Barnabé-Heider, M., Budjas, D., Gusev, K., & Schönert, S. (2010). Operation and performance of a bare broad-energy germanium detector in liquid argon. Journal of Instrumentation, 5(10): P1007, pp. 1-11. doi:10.1088/1748-0221/5/10/P10007.


Cite as: http://hdl.handle.net/11858/00-001M-0000-0011-7011-6
Abstract
The GERmanium Detector Array, GERDA, will search for neutrinoless double beta decay of 76Ge by operating bare high-purity germanium detectors, enriched in 76Ge, in liquid argon. To reduce the background to the required level below 10^(−3) cts/(keV·kg·y), it is necessary to employ active background-suppression techniques.
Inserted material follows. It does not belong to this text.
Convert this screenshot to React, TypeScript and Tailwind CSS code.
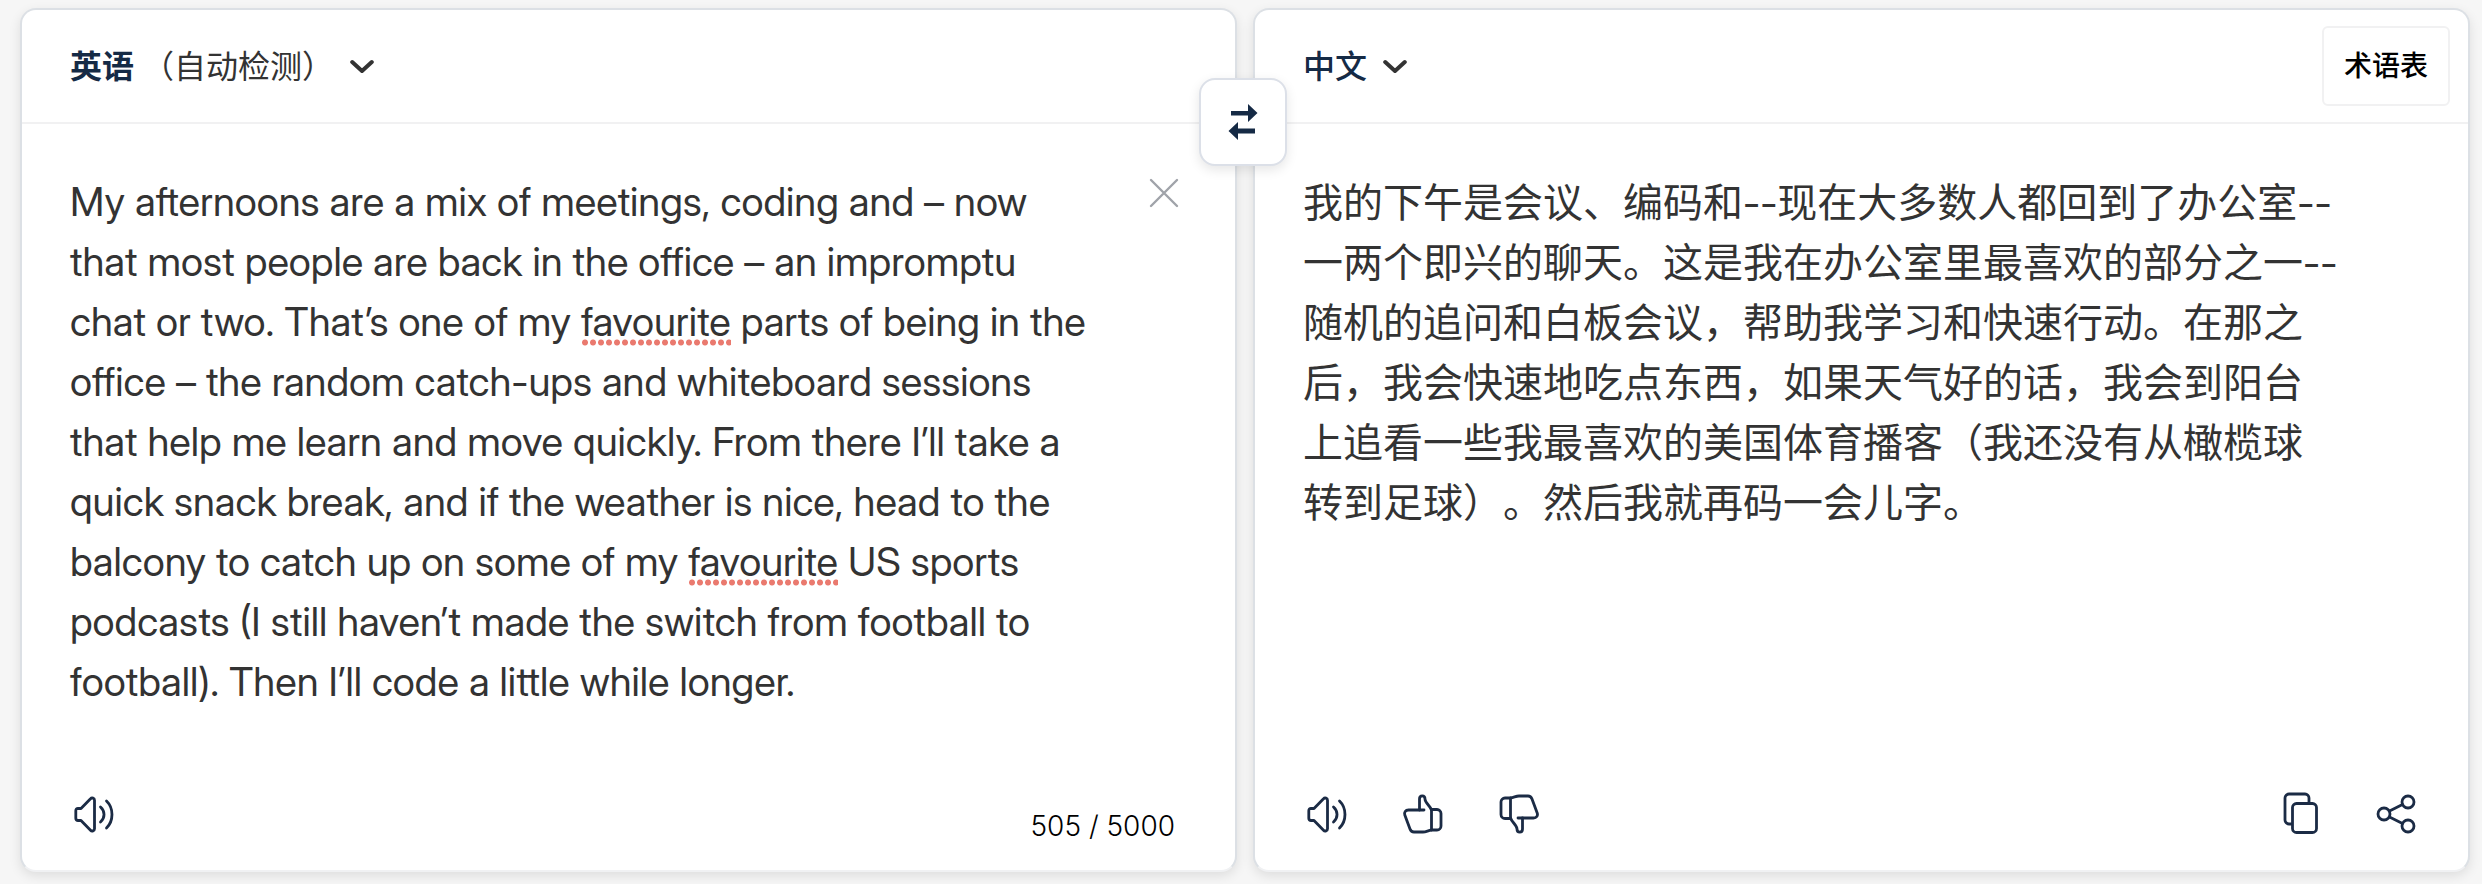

Detectors based on the design of commercially available Broad-Energy Germanium (BEGe) detector are one of the two technologies included in research and development for the second phase of GERDA. BEGe detectors feature an enhanced capability to distinguish between an interaction of an electron from beta-decay and an interaction of a multiple-scattered photon inside the detector, via pulse-shape analysis. A GERDA Phase II prototype BEGe detector mounted in a low-mass holder was operated bare for the first time in liquid argon. The detector showed stable performance over more than one month, with an energy resolution of 1.9 keV (FWHM) at 1.3MeV, and a low leakage current of ≤ 20 pA. Periodic pulseshape analysis checks were performed and the results are equal to those obtained with the same detector in a vacuum cryostat.